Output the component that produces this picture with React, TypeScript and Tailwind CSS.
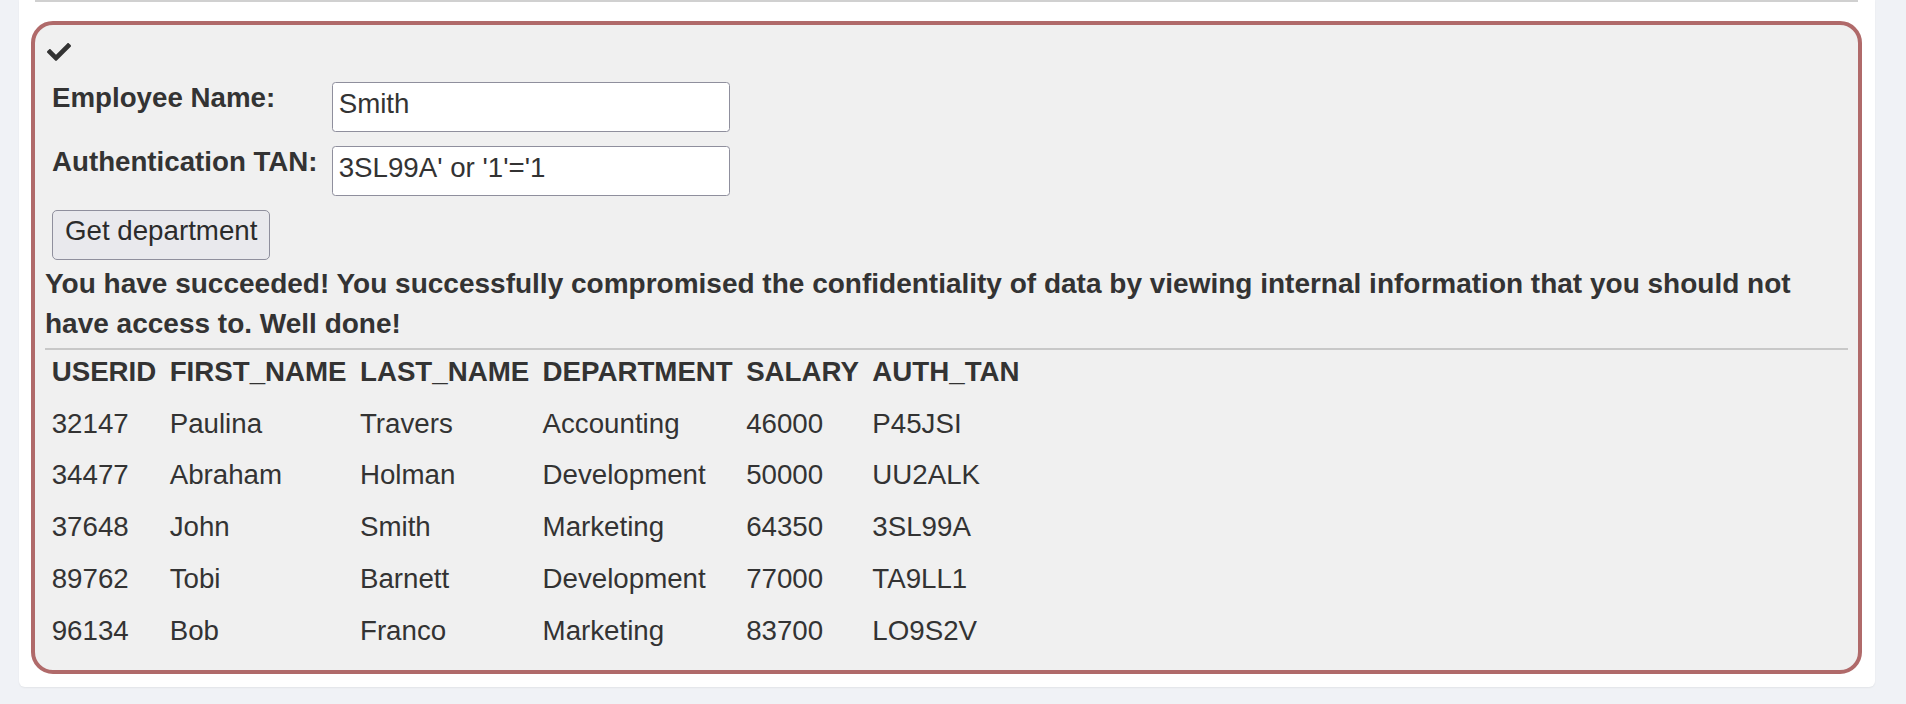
import React from "react"

const rows = [
  ["32147", "Paulina", "Travers", "Accounting", "46000", "P45JSI"],
  ["34477", "Abraham", "Holman", "Development", "50000", "UU2ALK"],
  ["37648", "John", "Smith", "Marketing", "64350", "3SL99A"],
  ["89762", "Tobi", "Barnett", "Development", "77000", "TA9LL1"],
  ["96134", "Bob", "Franco", "Marketing", "83700", "LO9S2V"],
]

const headers = ["USERID", "FIRST_NAME", "LAST_NAME", "DEPARTMENT", "SALARY", "AUTH_TAN"]

const CheckIcon = () => (
  <svg viewBox="0 65 512 382" className="h-[18px] w-[24px] fill-[#333]">
    <path d="M173.898 439.404l-166.4-166.4c-9.997-9.997-9.997-26.206 0-36.204l36.203-36.204c9.997-9.998 26.207-9.998 36.204 0L192 312.69 432.095 72.596c9.997-9.997 26.207-9.997 36.204 0l36.203 36.204c9.997 9.997 9.997 26.206 0 36.204l-294.4 294.401c-9.998 9.997-26.207 9.997-36.204-.001z" />
  </svg>
)

export default function App() {
  return (
    <div className="min-h-screen bg-[#f0f2f6] pl-[19px] pr-[31px] font-['Liberation_Sans',Arial,sans-serif] text-[27.7px] text-[#333]">
      <div className="rounded-b-[6px] bg-white pl-[12px] pr-[13px] pb-[13px] shadow-[0_1px_2px_rgba(0,0,0,0.06)]">
        <div className="mx-[4px] h-[2px] bg-[#d0d0d0]" />
        <div className="mt-[19px] rounded-[22px] border-4 border-[#b06a6a] bg-[#f0f0f0] pl-[10px] pr-[10px] pt-[18px] pb-[13.4px]">
          <div className="ml-[2px] flex h-[18px]">
            <CheckIcon />
          </div>

          <div className="mt-[21px] flex flex-col gap-[14px] pl-[7px]">
            <div className="flex items-start">
              <label className="w-[279.7px] font-bold leading-[31.8px]">Employee Name:</label>
              <input
                readOnly
                value="Smith"
                className="h-[50px] w-[398px] rounded-[3.5px] border border-[#8f8f9d] bg-white pl-[6px] pb-[6px] leading-[31.8px] text-[#333] outline-none"
              />
            </div>
            <div className="flex items-start">
              <label className="w-[279.7px] font-bold leading-[31.8px]">Authentication TAN:</label>
              <input
                readOnly
                value="3SL99A' or '1'='1"
                className="h-[50px] w-[398px] rounded-[3.5px] border border-[#8f8f9d] bg-white pl-[6px] pb-[6px] leading-[31.8px] text-[#333] outline-none"
              />
            </div>
            <div>
              <button className="h-[50px] rounded-[5px] border border-[#8f8f9d] bg-[#e9e9ed] px-[12px] pb-[8px] leading-[31.8px] text-[#2b2b2b]">
                Get department
              </button>
            </div>
          </div>

          <p className="mt-[4px] text-[28px] font-bold leading-[39.6px]">
            You have succeeded! You successfully compromised the confidentiality of data by viewing internal information that you should not have access to. Well done!
          </p>

          <div className="mt-[4.8px] h-[2px] bg-[#c8c8c8]" />

          <table className="border-collapse text-left leading-[31.8px]">
            <thead>
              <tr>
                {headers.map((h) => (
                  <th key={h} className="px-[6.7px] pt-[5.6px] pb-[10.2px] font-bold">
                    {h}
                  </th>
                ))}
              </tr>
            </thead>
            <tbody>
              {rows.map((r) => (
                <tr key={r[0]}>
                  {r.map((c, i) => (
                    <td key={i} className="px-[6.7px] py-[10px]">
                      {c}
                    </td>
                  ))}
                </tr>
              ))}
            </tbody>
          </table>
        </div>
      </div>
    </div>
  )
}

**Task to carry out**:
Every line above should be repeated exactly; pictures stay out of the copy.

**Answer to this exercise**:
Output the component that produces this picture with React, TypeScript and Tailwind CSS.
import React from "react"

const rows = [
  ["32147", "Paulina", "Travers", "Accounting", "46000", "P45JSI"],
  ["34477", "Abraham", "Holman", "Development", "50000", "UU2ALK"],
  ["37648", "John", "Smith", "Marketing", "64350", "3SL99A"],
  ["89762", "Tobi", "Barnett", "Development", "77000", "TA9LL1"],
  ["96134", "Bob", "Franco", "Marketing", "83700", "LO9S2V"],
]

const headers = ["USERID", "FIRST_NAME", "LAST_NAME", "DEPARTMENT", "SALARY", "AUTH_TAN"]

const CheckIcon = () => (
  <svg viewBox="0 65 512 382" className="h-[18px] w-[24px] fill-[#333]">
    <path d="M173.898 439.404l-166.4-166.4c-9.997-9.997-9.997-26.206 0-36.204l36.203-36.204c9.997-9.998 26.207-9.998 36.204 0L192 312.69 432.095 72.596c9.997-9.997 26.207-9.997 36.204 0l36.203 36.204c9.997 9.997 9.997 26.206 0 36.204l-294.4 294.401c-9.998 9.997-26.207 9.997-36.204-.001z" />
  </svg>
)

export default function App() {
  return (
    <div className="min-h-screen bg-[#f0f2f6] pl-[19px] pr-[31px] font-['Liberation_Sans',Arial,sans-serif] text-[27.7px] text-[#333]">
      <div className="rounded-b-[6px] bg-white pl-[12px] pr-[13px] pb-[13px] shadow-[0_1px_2px_rgba(0,0,0,0.06)]">
        <div className="mx-[4px] h-[2px] bg-[#d0d0d0]" />
        <div className="mt-[19px] rounded-[22px] border-4 border-[#b06a6a] bg-[#f0f0f0] pl-[10px] pr-[10px] pt-[18px] pb-[13.4px]">
          <div className="ml-[2px] flex h-[18px]">
            <CheckIcon />
          </div>

          <div className="mt-[21px] flex flex-col gap-[14px] pl-[7px]">
            <div className="flex items-start">
              <label className="w-[279.7px] font-bold leading-[31.8px]">Employee Name:</label>
              <input
                readOnly
                value="Smith"
                className="h-[50px] w-[398px] rounded-[3.5px] border border-[#8f8f9d] bg-white pl-[6px] pb-[6px] leading-[31.8px] text-[#333] outline-none"
              />
            </div>
            <div className="flex items-start">
              <label className="w-[279.7px] font-bold leading-[31.8px]">Authentication TAN:</label>
              <input
                readOnly
                value="3SL99A' or '1'='1"
                className="h-[50px] w-[398px] rounded-[3.5px] border border-[#8f8f9d] bg-white pl-[6px] pb-[6px] leading-[31.8px] text-[#333] outline-none"
              />
            </div>
            <div>
              <button className="h-[50px] rounded-[5px] border border-[#8f8f9d] bg-[#e9e9ed] px-[12px] pb-[8px] leading-[31.8px] text-[#2b2b2b]">
                Get department
              </button>
            </div>
          </div>

          <p className="mt-[4px] text-[28px] font-bold leading-[39.6px]">
            You have succeeded! You successfully compromised the confidentiality of data by viewing internal information that you should not have access to. Well done!
          </p>

          <div className="mt-[4.8px] h-[2px] bg-[#c8c8c8]" />

          <table className="border-collapse text-left leading-[31.8px]">
            <thead>
              <tr>
                {headers.map((h) => (
                  <th key={h} className="px-[6.7px] pt-[5.6px] pb-[10.2px] font-bold">
                    {h}
                  </th>
                ))}
              </tr>
            </thead>
            <tbody>
              {rows.map((r) => (
                <tr key={r[0]}>
                  {r.map((c, i) => (
                    <td key={i} className="px-[6.7px] py-[10px]">
                      {c}
                    </td>
                  ))}
                </tr>
              ))}
            </tbody>
          </table>
        </div>
      </div>
    </div>
  )
}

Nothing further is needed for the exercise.